Loudon Wainwright III chronology
| Album III (1972) | Attempted Mustache (1973) | Unrequited (1975) |

= Attempted Mustache =

Attempted Mustache is the fourth album from Loudon Wainwright III. It was recorded in Nashville, Tennessee, with producer Bob Johnston and was released in 1973 on Columbia Records.

Wainwright said that "I Am the Way" was partly inspired by Guru Maharaj Ji's appearance at the Millennium '73 festival in December 1973.

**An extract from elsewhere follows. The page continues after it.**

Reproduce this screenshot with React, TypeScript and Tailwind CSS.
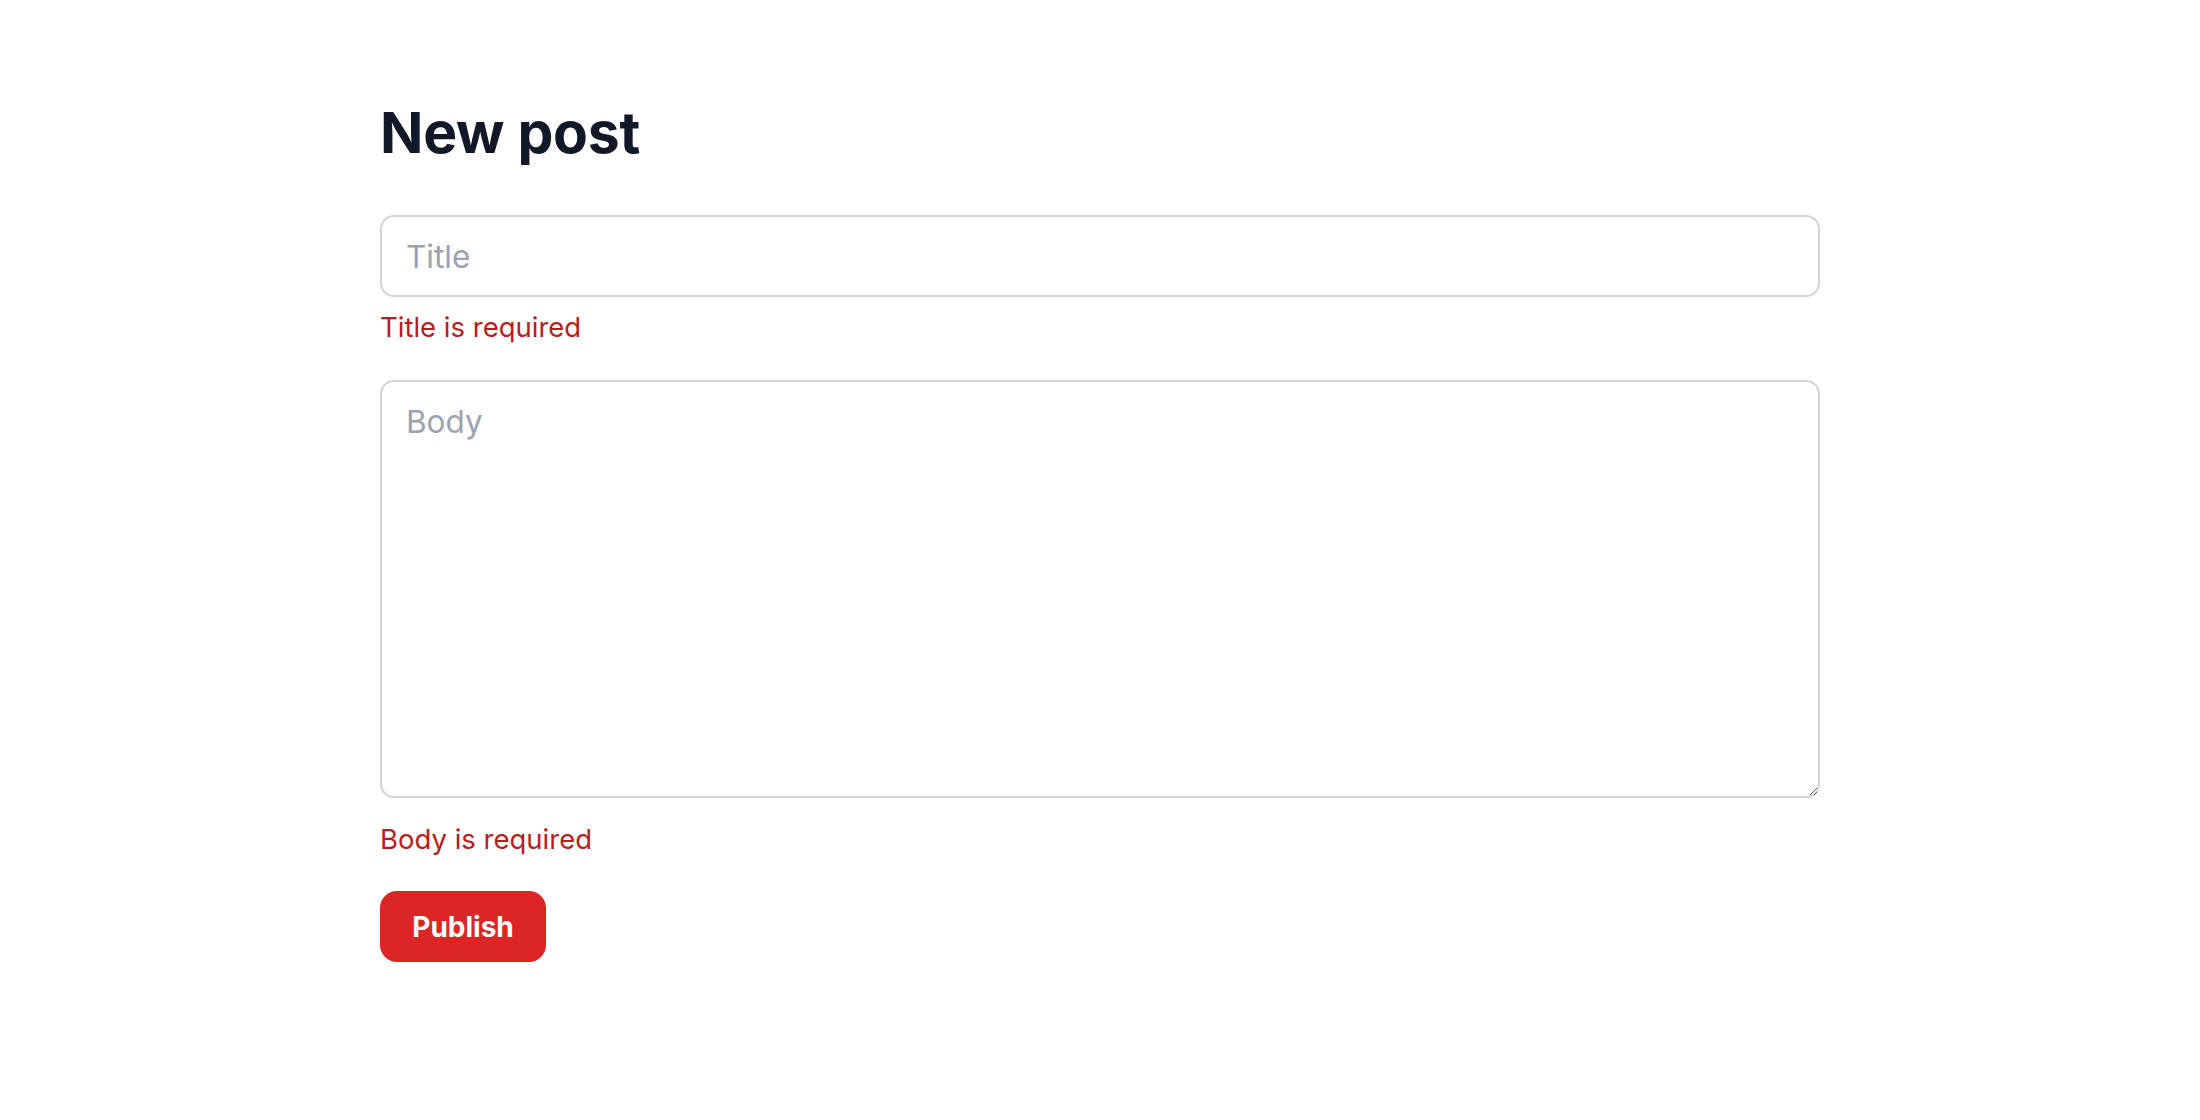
import { useState } from "react";

export default function App() {
  const [title, setTitle] = useState("");
  const [body, setBody] = useState("");

  return (
    <div className="min-h-screen bg-white font-['Inter',sans-serif]">
      <form
        className="mx-auto flex w-[1440px] flex-col items-start pt-[100px]"
        onSubmit={(e) => e.preventDefault()}
      >
        <h1 className="text-[57px] leading-[66px] font-bold tracking-[-0.005em] text-[#111827]">New post</h1>

        <input
          value={title}
          onChange={(e) => setTitle(e.target.value)}
          placeholder="Title"
          className="mt-[49px] block h-[82px] w-full rounded-[14px] border-2 border-[#d1d5db] px-[24px] text-[31.5px] text-[#111827] outline-none placeholder:text-[#9ca3af]"
        />
        <p className="mt-[9px] text-[27.5px] leading-[42px] text-[#b91c1c]">Title is required</p>

        <textarea
          value={body}
          onChange={(e) => setBody(e.target.value)}
          placeholder="Body"
          className="mt-[32px] block h-[418px] w-full rounded-[14px] border-2 border-[#d1d5db] px-[24px] py-[16px] text-[31.5px] leading-[47px] text-[#111827] outline-none placeholder:text-[#9ca3af]"
        />
        <p className="mt-[20px] text-[27.5px] leading-[42px] text-[#b91c1c]">Body is required</p>

        <button
          type="submit"
          className="mt-[31px] h-[71px] w-[166px] rounded-[17px] bg-[#dc2626] text-[28px] font-bold text-white"
        >
          Publish
        </button>
      </form>
    </div>
  );
}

Johnny Cash covered the song "The Man Who Couldn't Cry" live on his album American Recordings.

Professional ratings
Review scores
| Source | Rating |
| AllMusic |  |
| Christgau's Record Guide | A− |
| Rolling Stone | favorable |

== Track listing ==
All songs written by Loudon Wainwright III; except where indicated
1. "The Swimming Song" – 2:26
2. "A.M. World" – 2:31
3. "Bell Bottom Pants" – 2:27
4. "Liza" – 2:47
5. "I Am the Way (New York Town)" (based on "New York Town", music by Woody Guthrie; new title and lyrics by Loudon Wainwright III) – 3:12
6. "Clockwork Chartreuse" – 3:37
7. "Down Drinking at the Bar" – 3:55
8. "The Man Who Couldn't Cry" – 6:16
9. "Come a Long Way" (Kate McGarrigle) – 2:45
10. "Nocturnal Stumblebutt" – 3:45
11. "Dilated to Meet You" – 2:02
12. "Lullaby" – 2:55

== Personnel ==
- Loudon Wainwright III - acoustic guitar, banjo, vocals
- Kenneth Buttrey - drums
- Johnny Christopher - acoustic guitar, electric guitar
- Tommy Cogbill - bass
- Ron Cornelius - acoustic guitar, electric guitar
- Mac Gayden - acoustic guitar, electric guitar, slide guitar
- Reggie Young - acoustic guitar, electric guitar
- Hargus "Pig" Robbins - piano, organ
- Doug Kershaw - fiddle and Cajun exclamation
- Kate McGarrigle - banjo, vocal

== Release history ==
- LP: Columbia KC 32710 (U.S.)
- LP: CBS 65837 (UK)
- CD: Edsel EDCD269
- CD: Sony-Legacy 65257 (1998)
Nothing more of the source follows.